** START Dataset excerpt **

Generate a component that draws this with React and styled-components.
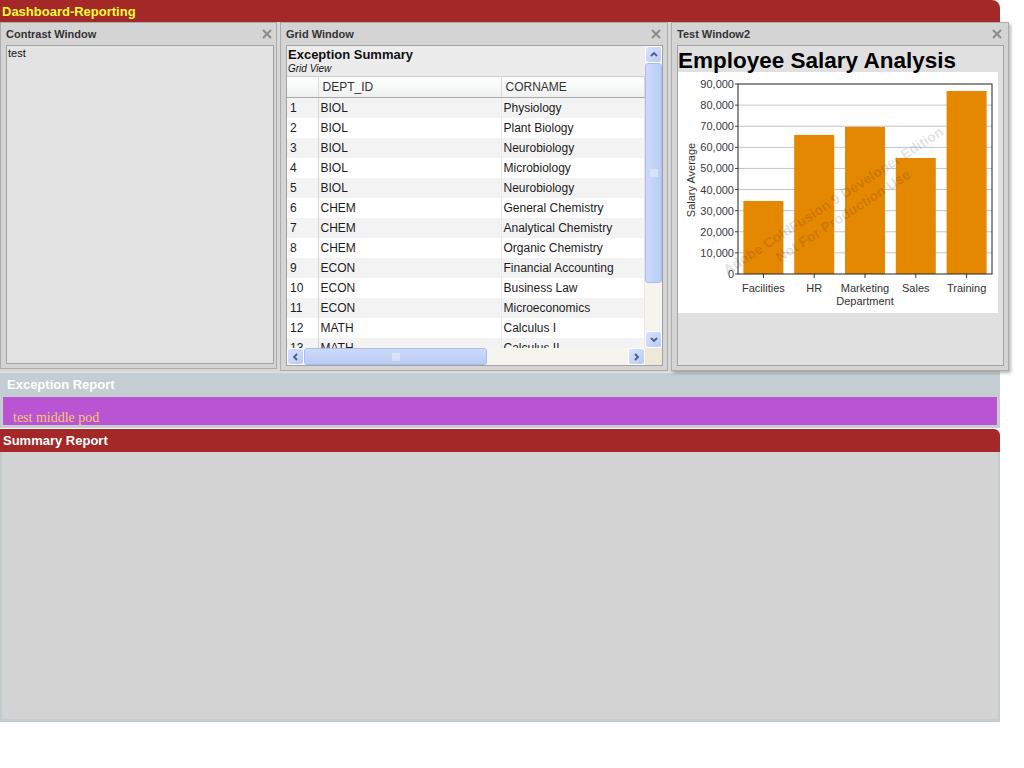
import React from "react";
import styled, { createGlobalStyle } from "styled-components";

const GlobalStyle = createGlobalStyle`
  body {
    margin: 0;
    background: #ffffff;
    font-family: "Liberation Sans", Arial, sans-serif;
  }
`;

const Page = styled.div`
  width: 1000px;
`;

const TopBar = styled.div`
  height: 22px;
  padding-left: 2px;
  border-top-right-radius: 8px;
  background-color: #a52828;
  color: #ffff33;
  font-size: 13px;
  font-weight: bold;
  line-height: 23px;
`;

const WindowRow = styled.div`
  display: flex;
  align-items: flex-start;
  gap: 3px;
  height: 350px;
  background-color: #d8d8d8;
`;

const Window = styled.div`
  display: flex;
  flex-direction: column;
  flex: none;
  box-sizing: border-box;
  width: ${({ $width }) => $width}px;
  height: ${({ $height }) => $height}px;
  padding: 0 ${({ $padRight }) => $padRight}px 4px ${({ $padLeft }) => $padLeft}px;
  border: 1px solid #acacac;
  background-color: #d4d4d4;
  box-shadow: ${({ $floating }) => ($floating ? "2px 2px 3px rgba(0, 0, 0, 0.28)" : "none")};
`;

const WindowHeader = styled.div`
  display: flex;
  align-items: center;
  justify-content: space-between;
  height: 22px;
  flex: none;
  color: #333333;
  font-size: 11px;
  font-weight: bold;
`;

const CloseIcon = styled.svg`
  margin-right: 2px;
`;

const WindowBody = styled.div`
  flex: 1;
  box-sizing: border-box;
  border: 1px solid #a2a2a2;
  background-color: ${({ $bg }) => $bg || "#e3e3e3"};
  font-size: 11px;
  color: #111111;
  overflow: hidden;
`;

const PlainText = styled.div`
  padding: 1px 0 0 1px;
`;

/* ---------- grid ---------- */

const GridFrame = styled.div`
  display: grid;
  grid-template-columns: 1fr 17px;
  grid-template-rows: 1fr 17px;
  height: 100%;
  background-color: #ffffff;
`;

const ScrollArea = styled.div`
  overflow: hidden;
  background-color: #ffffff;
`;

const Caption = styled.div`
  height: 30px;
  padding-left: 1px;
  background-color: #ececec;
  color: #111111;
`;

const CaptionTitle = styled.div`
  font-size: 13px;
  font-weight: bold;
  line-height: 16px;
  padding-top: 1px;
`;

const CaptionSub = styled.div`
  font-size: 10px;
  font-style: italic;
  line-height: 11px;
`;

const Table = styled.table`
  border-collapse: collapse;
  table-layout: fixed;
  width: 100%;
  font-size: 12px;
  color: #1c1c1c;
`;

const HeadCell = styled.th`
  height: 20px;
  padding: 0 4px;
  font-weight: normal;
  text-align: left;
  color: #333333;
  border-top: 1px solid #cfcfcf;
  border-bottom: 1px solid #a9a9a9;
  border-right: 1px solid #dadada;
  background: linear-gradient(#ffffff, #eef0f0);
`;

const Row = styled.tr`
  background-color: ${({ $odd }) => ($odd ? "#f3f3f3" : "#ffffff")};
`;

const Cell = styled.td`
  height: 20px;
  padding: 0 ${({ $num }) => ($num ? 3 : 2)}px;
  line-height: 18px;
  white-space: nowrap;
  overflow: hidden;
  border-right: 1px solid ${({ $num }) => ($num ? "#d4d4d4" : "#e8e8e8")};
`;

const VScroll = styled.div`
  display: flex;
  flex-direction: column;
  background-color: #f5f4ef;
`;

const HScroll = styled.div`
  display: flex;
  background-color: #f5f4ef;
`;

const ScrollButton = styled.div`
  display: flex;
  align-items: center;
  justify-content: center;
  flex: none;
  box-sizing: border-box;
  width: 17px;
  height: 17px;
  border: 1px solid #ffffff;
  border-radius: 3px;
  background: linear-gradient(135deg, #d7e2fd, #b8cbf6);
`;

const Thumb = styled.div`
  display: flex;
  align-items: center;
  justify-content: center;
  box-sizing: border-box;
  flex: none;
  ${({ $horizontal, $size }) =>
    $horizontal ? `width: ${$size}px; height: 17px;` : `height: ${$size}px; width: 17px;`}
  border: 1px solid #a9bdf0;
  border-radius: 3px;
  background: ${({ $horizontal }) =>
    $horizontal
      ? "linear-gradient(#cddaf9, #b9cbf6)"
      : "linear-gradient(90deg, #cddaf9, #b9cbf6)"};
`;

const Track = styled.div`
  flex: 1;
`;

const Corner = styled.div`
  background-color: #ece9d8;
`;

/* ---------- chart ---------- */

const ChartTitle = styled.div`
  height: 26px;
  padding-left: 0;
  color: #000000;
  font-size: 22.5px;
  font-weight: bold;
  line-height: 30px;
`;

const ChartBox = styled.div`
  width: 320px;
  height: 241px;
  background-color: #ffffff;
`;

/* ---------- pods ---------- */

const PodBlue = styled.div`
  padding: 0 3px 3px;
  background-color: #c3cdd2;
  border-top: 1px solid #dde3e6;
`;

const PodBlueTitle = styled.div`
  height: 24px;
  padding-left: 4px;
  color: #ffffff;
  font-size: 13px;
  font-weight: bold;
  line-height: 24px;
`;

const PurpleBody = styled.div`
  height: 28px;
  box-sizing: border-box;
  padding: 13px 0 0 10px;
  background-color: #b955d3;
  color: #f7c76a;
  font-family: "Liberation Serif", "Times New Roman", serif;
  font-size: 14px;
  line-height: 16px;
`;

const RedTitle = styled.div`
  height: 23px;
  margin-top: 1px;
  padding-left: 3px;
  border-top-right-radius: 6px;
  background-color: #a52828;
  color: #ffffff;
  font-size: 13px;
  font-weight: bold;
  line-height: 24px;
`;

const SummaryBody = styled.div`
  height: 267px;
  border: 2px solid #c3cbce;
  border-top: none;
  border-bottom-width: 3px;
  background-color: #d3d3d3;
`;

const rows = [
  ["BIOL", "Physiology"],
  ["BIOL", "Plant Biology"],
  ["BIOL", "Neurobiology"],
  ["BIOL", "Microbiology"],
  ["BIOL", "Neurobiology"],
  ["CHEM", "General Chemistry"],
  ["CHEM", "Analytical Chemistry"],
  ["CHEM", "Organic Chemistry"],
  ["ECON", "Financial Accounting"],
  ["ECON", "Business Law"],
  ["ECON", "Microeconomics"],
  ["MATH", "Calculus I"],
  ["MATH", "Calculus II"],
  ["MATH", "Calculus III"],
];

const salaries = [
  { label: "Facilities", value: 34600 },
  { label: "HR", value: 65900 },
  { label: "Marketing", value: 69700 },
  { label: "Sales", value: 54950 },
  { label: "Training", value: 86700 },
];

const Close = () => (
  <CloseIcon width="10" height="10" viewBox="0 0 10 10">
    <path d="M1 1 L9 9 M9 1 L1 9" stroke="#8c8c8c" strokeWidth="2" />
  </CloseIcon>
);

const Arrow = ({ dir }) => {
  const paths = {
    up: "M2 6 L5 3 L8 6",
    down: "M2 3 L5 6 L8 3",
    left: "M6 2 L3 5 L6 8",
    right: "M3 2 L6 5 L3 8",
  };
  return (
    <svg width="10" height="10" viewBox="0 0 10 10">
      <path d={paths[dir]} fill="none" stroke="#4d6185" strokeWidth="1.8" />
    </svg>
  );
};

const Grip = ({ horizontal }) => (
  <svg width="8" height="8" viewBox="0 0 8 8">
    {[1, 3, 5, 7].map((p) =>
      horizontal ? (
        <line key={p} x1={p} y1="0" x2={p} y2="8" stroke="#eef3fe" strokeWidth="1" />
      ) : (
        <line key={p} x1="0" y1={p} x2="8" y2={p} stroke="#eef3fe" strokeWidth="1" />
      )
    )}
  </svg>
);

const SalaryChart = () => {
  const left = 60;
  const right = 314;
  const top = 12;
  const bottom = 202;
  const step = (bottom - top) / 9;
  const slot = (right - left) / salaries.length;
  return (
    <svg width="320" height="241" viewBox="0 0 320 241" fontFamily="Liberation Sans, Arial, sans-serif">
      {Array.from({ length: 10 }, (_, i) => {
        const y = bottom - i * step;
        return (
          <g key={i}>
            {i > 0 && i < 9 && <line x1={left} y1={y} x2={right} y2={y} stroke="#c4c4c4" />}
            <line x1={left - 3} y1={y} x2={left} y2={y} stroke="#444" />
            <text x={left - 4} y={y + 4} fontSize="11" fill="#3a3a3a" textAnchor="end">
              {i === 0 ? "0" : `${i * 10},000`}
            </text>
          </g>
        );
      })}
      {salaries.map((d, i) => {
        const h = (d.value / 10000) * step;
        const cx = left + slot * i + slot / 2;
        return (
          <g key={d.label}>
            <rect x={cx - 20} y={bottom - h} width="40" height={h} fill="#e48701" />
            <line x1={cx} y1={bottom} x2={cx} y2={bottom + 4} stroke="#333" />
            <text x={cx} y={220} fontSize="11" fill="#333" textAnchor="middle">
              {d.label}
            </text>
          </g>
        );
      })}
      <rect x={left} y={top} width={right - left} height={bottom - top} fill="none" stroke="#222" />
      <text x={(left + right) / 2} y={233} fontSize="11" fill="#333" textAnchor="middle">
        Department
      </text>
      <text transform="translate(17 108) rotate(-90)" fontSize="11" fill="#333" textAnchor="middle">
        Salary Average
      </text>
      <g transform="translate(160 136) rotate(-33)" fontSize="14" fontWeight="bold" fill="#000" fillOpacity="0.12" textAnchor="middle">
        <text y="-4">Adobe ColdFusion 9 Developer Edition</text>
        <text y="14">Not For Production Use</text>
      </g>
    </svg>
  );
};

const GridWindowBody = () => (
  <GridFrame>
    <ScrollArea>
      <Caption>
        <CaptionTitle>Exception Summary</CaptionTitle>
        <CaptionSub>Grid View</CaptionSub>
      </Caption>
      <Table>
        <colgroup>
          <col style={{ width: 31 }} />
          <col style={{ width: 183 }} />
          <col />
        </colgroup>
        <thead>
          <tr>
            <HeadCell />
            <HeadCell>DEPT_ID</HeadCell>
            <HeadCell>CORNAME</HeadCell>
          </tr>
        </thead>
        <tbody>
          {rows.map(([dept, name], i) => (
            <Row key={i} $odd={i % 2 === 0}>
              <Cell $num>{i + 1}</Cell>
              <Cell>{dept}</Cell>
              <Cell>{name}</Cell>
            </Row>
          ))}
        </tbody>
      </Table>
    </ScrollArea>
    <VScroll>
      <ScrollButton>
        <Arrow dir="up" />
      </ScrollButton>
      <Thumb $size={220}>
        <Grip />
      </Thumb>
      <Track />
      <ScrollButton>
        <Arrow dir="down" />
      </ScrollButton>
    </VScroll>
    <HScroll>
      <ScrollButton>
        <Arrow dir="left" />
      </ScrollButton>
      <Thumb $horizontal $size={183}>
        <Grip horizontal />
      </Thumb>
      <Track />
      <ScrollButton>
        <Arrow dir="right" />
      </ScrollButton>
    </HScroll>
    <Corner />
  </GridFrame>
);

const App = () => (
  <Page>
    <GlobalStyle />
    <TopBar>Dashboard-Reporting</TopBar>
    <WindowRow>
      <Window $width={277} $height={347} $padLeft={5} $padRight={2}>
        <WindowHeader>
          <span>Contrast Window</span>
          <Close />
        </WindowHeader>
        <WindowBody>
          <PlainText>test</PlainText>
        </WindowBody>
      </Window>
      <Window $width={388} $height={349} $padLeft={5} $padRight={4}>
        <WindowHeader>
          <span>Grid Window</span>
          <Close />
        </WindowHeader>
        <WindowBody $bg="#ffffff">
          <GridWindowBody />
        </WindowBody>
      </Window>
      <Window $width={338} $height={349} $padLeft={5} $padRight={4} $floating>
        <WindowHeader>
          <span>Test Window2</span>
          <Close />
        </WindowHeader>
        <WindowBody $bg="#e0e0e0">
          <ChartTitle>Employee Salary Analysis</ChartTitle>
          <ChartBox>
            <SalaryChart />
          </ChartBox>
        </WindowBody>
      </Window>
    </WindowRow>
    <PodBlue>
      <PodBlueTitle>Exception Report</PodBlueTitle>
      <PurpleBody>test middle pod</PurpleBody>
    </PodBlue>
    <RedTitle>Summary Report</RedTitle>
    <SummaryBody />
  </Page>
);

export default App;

** END Dataset excerpt **

§ Given request:
Identify each line containing the string "components" and copy it out.

§ Completed exercise:
Generate a component that draws this with React and styled-components.
import styled, { createGlobalStyle } from "styled-components";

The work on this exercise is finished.